⟨
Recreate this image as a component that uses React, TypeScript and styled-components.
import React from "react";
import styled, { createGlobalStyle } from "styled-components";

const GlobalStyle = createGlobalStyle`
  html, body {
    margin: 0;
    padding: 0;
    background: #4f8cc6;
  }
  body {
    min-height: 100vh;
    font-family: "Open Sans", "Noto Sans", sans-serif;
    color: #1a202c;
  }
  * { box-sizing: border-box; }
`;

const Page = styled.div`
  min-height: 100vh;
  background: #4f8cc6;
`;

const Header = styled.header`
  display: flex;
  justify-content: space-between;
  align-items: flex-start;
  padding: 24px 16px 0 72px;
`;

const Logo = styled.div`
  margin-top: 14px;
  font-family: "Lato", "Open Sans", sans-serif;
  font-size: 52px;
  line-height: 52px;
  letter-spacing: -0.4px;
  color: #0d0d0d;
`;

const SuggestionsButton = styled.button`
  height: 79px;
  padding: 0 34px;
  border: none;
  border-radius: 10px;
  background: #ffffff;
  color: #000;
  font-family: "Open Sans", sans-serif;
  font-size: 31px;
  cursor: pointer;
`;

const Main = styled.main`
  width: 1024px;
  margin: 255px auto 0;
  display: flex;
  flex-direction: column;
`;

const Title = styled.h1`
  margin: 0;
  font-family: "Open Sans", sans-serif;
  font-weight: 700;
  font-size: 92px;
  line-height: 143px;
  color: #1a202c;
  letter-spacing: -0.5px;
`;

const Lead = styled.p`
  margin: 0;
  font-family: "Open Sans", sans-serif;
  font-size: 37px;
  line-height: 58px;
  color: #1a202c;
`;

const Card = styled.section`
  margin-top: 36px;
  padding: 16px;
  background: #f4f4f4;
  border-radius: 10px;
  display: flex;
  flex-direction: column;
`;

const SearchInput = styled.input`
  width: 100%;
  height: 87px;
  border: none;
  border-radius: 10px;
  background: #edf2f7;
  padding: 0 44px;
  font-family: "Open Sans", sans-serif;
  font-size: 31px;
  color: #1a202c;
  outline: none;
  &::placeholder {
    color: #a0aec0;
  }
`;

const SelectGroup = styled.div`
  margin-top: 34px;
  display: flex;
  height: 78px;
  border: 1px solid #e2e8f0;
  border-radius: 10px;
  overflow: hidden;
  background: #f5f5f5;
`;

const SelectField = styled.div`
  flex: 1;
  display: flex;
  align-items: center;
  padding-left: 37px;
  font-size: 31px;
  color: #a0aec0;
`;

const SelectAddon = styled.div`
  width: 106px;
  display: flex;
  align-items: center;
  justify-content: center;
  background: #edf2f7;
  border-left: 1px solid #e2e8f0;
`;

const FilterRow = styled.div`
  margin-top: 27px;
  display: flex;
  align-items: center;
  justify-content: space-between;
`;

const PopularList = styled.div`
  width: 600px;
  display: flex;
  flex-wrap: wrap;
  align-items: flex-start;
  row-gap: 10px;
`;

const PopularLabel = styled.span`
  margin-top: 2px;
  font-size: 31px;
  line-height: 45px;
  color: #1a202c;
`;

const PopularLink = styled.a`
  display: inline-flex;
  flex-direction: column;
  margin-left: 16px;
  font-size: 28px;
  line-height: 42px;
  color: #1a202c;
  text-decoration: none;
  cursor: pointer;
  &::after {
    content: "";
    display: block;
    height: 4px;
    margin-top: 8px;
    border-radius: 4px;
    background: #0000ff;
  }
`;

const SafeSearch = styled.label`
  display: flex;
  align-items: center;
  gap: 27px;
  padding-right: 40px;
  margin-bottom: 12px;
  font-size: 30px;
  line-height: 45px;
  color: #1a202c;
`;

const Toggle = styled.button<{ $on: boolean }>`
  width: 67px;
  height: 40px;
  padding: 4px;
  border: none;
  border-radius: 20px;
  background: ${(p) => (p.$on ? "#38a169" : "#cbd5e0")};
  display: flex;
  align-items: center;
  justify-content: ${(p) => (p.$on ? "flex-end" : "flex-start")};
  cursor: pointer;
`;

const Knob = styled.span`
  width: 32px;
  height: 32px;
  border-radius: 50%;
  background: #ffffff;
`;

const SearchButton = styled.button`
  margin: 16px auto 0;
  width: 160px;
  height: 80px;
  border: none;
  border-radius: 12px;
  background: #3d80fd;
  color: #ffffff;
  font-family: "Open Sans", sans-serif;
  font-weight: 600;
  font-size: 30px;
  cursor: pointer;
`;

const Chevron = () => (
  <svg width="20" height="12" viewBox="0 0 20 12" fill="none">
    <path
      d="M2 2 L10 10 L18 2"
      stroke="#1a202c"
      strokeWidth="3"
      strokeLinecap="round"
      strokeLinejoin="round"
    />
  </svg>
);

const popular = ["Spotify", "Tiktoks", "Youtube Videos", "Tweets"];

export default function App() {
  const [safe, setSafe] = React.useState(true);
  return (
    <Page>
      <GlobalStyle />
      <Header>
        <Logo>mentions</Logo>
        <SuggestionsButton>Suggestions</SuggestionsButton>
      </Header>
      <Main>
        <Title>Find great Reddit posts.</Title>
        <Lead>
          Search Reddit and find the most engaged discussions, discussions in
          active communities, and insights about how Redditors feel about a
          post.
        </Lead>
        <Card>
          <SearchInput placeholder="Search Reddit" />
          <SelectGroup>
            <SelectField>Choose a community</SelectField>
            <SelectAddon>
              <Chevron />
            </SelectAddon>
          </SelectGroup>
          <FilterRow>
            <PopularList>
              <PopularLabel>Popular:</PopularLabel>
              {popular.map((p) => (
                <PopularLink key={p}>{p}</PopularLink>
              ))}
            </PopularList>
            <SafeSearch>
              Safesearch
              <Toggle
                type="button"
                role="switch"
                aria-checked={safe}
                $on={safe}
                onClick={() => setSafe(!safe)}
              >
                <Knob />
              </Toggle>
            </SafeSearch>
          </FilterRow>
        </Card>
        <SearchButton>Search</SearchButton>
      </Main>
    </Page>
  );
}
⟩
⟨
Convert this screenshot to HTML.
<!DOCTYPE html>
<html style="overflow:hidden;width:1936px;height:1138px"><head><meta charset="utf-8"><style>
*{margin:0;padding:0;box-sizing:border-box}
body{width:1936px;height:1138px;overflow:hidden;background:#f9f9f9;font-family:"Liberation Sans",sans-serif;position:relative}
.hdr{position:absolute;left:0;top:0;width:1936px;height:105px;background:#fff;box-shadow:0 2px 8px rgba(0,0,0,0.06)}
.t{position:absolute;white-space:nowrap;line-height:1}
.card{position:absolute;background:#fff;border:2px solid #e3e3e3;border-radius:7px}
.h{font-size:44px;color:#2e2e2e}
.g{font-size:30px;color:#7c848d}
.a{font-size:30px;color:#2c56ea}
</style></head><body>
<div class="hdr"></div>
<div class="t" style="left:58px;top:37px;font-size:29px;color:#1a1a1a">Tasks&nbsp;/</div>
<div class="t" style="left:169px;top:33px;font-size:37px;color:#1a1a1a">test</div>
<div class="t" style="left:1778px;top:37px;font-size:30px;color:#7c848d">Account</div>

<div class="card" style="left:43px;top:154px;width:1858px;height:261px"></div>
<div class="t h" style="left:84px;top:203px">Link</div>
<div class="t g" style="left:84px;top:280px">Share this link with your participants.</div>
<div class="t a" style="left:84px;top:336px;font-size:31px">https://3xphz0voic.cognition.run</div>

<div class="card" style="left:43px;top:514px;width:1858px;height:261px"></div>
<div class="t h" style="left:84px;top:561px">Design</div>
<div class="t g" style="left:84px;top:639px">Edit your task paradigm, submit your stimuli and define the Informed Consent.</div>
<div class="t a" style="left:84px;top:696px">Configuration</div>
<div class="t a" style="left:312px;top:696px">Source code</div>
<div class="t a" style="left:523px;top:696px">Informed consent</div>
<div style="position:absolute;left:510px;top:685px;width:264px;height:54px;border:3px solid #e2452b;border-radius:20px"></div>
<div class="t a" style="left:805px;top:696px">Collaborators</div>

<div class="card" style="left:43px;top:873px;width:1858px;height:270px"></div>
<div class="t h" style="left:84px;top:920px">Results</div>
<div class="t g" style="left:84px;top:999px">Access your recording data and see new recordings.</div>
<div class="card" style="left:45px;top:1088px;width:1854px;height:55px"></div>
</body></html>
⟩
Task details:
Pull every line containing the word "components" out of the material and copy it.

Response for this exercise:
Recreate this image as a component that uses React, TypeScript and styled-components.
import styled, { createGlobalStyle } from "styled-components";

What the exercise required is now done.